Monday, February 20, 2012

Reading Ishmael Pt. 2

Posted by Amy Baranski
On Friday, my husband and I escaped Seattle for the great Pacific Ocean. One of our favorite spots, a place we've returned to year after year, that’s located on the Olympic Peninsula. Getting here feels like traveling to the far reaches of earth. I love everything about it, except Weyerhaeuser.

The peninsula, rich with ancient cultures and still home to indigenous peoples, has a vast and unparalleled beauty. The traditions of the Makah, the Quileute, and the Quinault, to name a few, date back thousands of years. These first nations still practice ancient traditions such as fishing, now in motorized vessels, and hospitality to foreigners, now with resorts and RV parks. And ancient ways, in the ancient forms, are still alive. You can experience them and learn more by joining in weekend-long celebrations that honor Native American heritage or by simply talking to tribal members to learn more.

The reason I bring up indigenous cultures is because of Ishmael by Daniel Quinn. I finished Ishmael last week as my second book during our Read a Book a Week challenge this month. Ishmael imparts an ecological urgency for humankind to change its current course which is doomed. Quinn stages his story as a conversation, in the Socratic Method, between a man and a teacher. Ishmael, the teacher, sits behind a large Plexiglas window and takes the shape of a giant ape that munches on leafy branches while bemused by the intellectual density of his pupil—a man.
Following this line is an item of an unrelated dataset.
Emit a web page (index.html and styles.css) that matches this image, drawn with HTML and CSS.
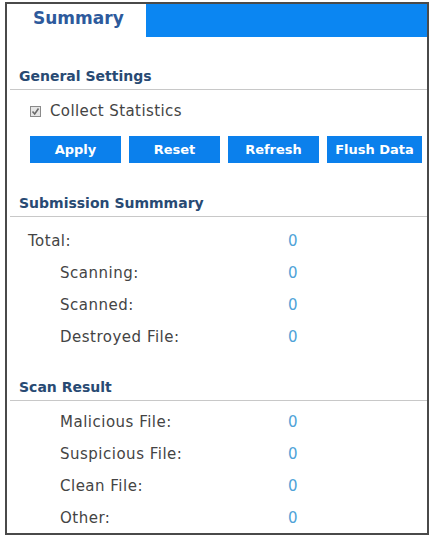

Ishmael guides his student through an epistemological and anthropological journey to understand how we know what we know and what pivotal cultural events have led us to the brink of our current ecological demise. Quinn penned the first draft in 1977. After many revisions it finally published as a novel in 1990. That’s when I was ten and before the Great Pacific Garbage Patch was discovered in the North Pacific Gyre. It’s 2012, and there are now five garbage patches in different oceans around the world.

Ishmael, who doesn't know about the Pacific Trash Vortex, but can account for other frightening man-made environmental disasters, theorizes that during human evolution (which continues today) home sapiens split into two groups. Each group has enacted a different story, based on cultural norms and epistemological values. Ishmael calls one group the takers and the other the leavers. Ishmael argues the taker offshoot began in 8,000 BC, during the beginning of the agricultural revolution. Leaver culture began long before, and continues as a minority culture found in the practices of indigenous peoples.

In short, taker culture requires humans to take more than they've had in the past and hold dominion over the earth. Leaver culture requires humans to limit consumption and leave enough to satisfy the competing needs of other organisms to achieve a balance in nature. Takers view themselves outside of nature while leavers don’t make that separation. Ishmael says this difference comes from variant creation mythologies between the two groups. He details the stories of Adam’s fall and the Tree of Knowledge and the conflict between Cain and Abel in the book of Genesis. How we interpret these stories influences the dominant themes and customs of each culture.

Getting to Ishmael’s central argument feels tedious to the pupil, and a bit to this particular reader. He spends a lot of time discussing population explosions in relation to food production—as manufactured by methods born out of the agricultural revolution. Ishmael and Quinn want their student and reader to have hope. The message is, even though there’s much to be pessimistic change can happen at a greater speed than ever before.

There’s a lot more to the book, and in some ways the story feels a bit dated but in others it holds merit. Although Ishmael pales in comparison to one of the greatest environmental books ever written, Silent Spring by Rachel Carson, it’s still worth picking up as an interesting thought-experiment.

I spent the better part of the weekend immersed in nature listening to the boom of the surf, watching bald eagles buzz the tree line and a nearby kite, searching for the periscope necks of harbor seals, beach combing for sea glass, and leapfrogging over drift wood. At a glance the environment appears in balance here, but beneath the surface lies another truth.

3 comments:

Cassandra said...

Amy - Wow. This sounds like a fantastic book. I have to find a copy and read it. Those garbage patches are disgusting, aren't they?

Amy Baranski said...

It was very interesting...and weird. I really spent some time thinking about it after I turned that last page. A great conversation starter for sure.

Mateo Maceo said...

Awesome summary Ames. Humor in the native American cultural offerings of today's OlyPen. Solid take home of the essence of his message. I feel I'm at once a leaver and a taker, caught in the glass between ape and subject. But your right, it makes one think. Thanks.